Il faut, en effet, une certaine expérience pour accéder à l’art contemporain, comme à la technicité des documents émanant du Comité de Bâle. Nous laisserons cela aux experts. En revanche, chacun de nous est en droit de savoir ce qu’est ce comité, comment il travaille et s’il consulte (et qui ?) avant de produire ces règles qui, finalement, nous concernent tous car il s’agit de la santé de nos banques.
Voici quelques éléments de réponse que nous avons notés dans nos carnets.

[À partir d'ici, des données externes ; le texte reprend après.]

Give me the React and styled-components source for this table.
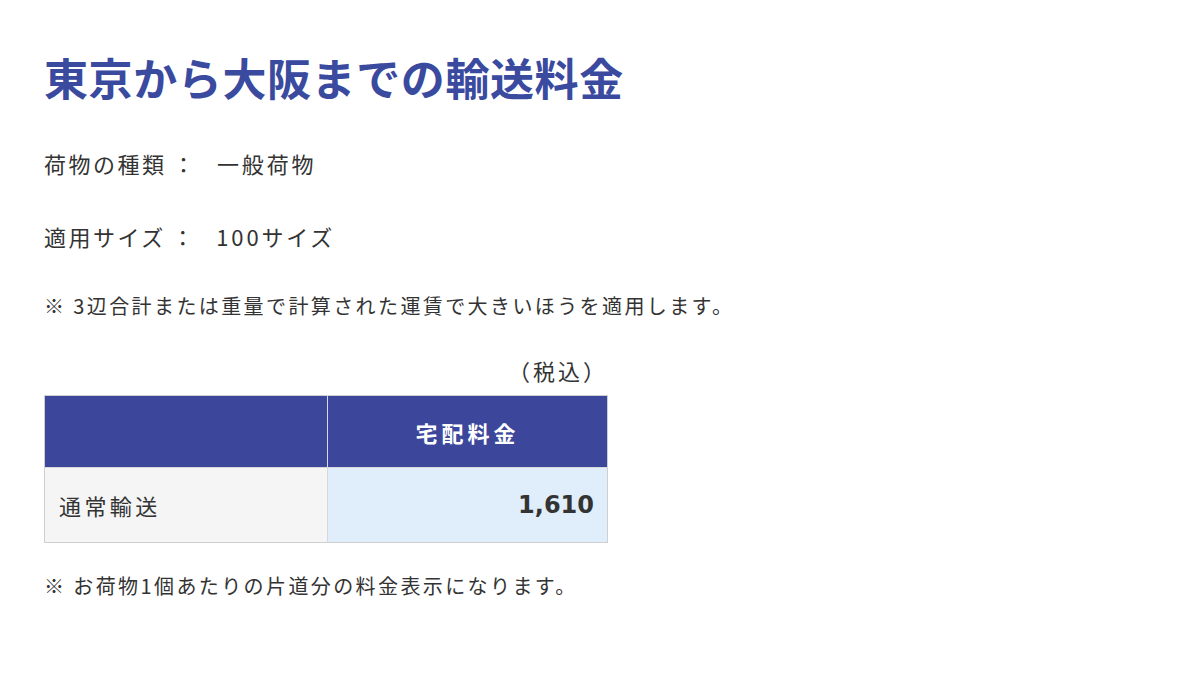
import styled, { createGlobalStyle } from "styled-components";

const GlobalStyle = createGlobalStyle`
  body {
    margin: 0;
    background: #fff;
    font-family: "Noto Sans CJK JP", "Noto Sans", sans-serif;
    color: #333;
  }
`;

const rows = [{ label: "通常輸送", price: "1,610" }];

const App = () => {
  return (
    <>
      <GlobalStyle />
      <Page>
        <Title>東京から大阪までの輸送料金</Title>
        <InfoLine>
          <Label>荷物の種類</Label>
          <Sep>：</Sep>
          <Value>一般荷物</Value>
        </InfoLine>
        <InfoLine>
          <Label>適用サイズ</Label>
          <Sep>：</Sep>
          <Value>100サイズ</Value>
        </InfoLine>
        <Note>※ 3辺合計または重量で計算された運賃で大きいほうを適用します。</Note>
        <TableWrap>
          <Tax>（税込）</Tax>
          <Table>
            <thead>
              <tr>
                <HeadCell />
                <HeadCell>宅配料金</HeadCell>
              </tr>
            </thead>
            <tbody>
              {rows.map((row, index) => (
                <tr key={index}>
                  <NameCell>{row.label}</NameCell>
                  <PriceCell>{row.price}</PriceCell>
                </tr>
              ))}
            </tbody>
          </Table>
        </TableWrap>
        <Footnote>※ お荷物1個あたりの片道分の料金表示になります。</Footnote>
      </Page>
    </>
  );
};

export default App;

const Page = styled.div`
  padding: 47px 44px 40px;
`;

const Title = styled.h1`
  margin: 0;
  font-size: 44px;
  line-height: 60px;
  font-weight: 700;
  color: #3a4a9f;
  letter-spacing: 0.6px;
`;

const InfoLine = styled.div`
  display: flex;
  align-items: center;
  margin-top: 38px;
  font-size: 22px;
  line-height: 36px;
  letter-spacing: 2.5px;
  color: #333;

  & + & {
    margin-top: 37px;
  }
`;

const Label = styled.span``;

const Sep = styled.span`
  margin: 0 20px 0 6px;
`;

const Value = styled.span`
  letter-spacing: 2.8px;
`;

const Note = styled.p`
  margin: 37px 0 0;
  font-size: 20px;
  line-height: 30px;
  letter-spacing: 2.4px;
  color: #333;
`;

const TableWrap = styled.div`
  width: 564px;
  margin-top: 34px;
`;

const Tax = styled.div`
  text-align: right;
  font-size: 22px;
  line-height: 30px;
  letter-spacing: 3px;
  margin-bottom: 10px;
  color: #333;
`;

const Table = styled.table`
  width: 564px;
  border-collapse: collapse;
  table-layout: fixed;
  border: 1px solid #cfcfcf;
`;

const HeadCell = styled.th`
  height: 71px;
  padding: 0;
  background: #3c479c;
  color: #fff;
  font-size: 22px;
  font-weight: 700;
  letter-spacing: 4px;
  text-align: center;
  border-left: 1px solid #d6d9ea;

  &:first-child {
    width: 282px;
    border-left: none;
  }
`;

const NameCell = styled.td`
  height: 74px;
  padding: 0 0 0 14px;
  background: #f5f5f5;
  font-size: 22px;
  letter-spacing: 3.4px;
  color: #333;
  border-top: 1px solid #d8d8d8;
  border-right: 1px solid #d8d8d8;
`;

const PriceCell = styled.td`
  height: 74px;
  padding: 0 13px 0 0;
  background: #dfeefa;
  text-align: right;
  font-family: "DejaVu Sans", sans-serif;
  font-size: 24px;
  font-weight: 700;
  color: #333;
  border-top: 1px solid #d8d8d8;
`;

const Footnote = styled.p`
  margin: 28px 0 0;
  font-size: 20px;
  line-height: 30px;
  letter-spacing: 2.4px;
  color: #333;
`;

Qu’est-ce que le « Comité de Bâle » ?
Cette appellation, bien qu’habituelle (et que nous utiliserons), est un faux ami car elle prête à confusion. Certes, elle fait comprendre qu’il s’agit d’une structure implantée à Bâle, mais elle peut laisser croire qu’il n’y a qu’un seul comité de ce genre dans cette ville suisse…ce qui est loin d’être le cas. Explication.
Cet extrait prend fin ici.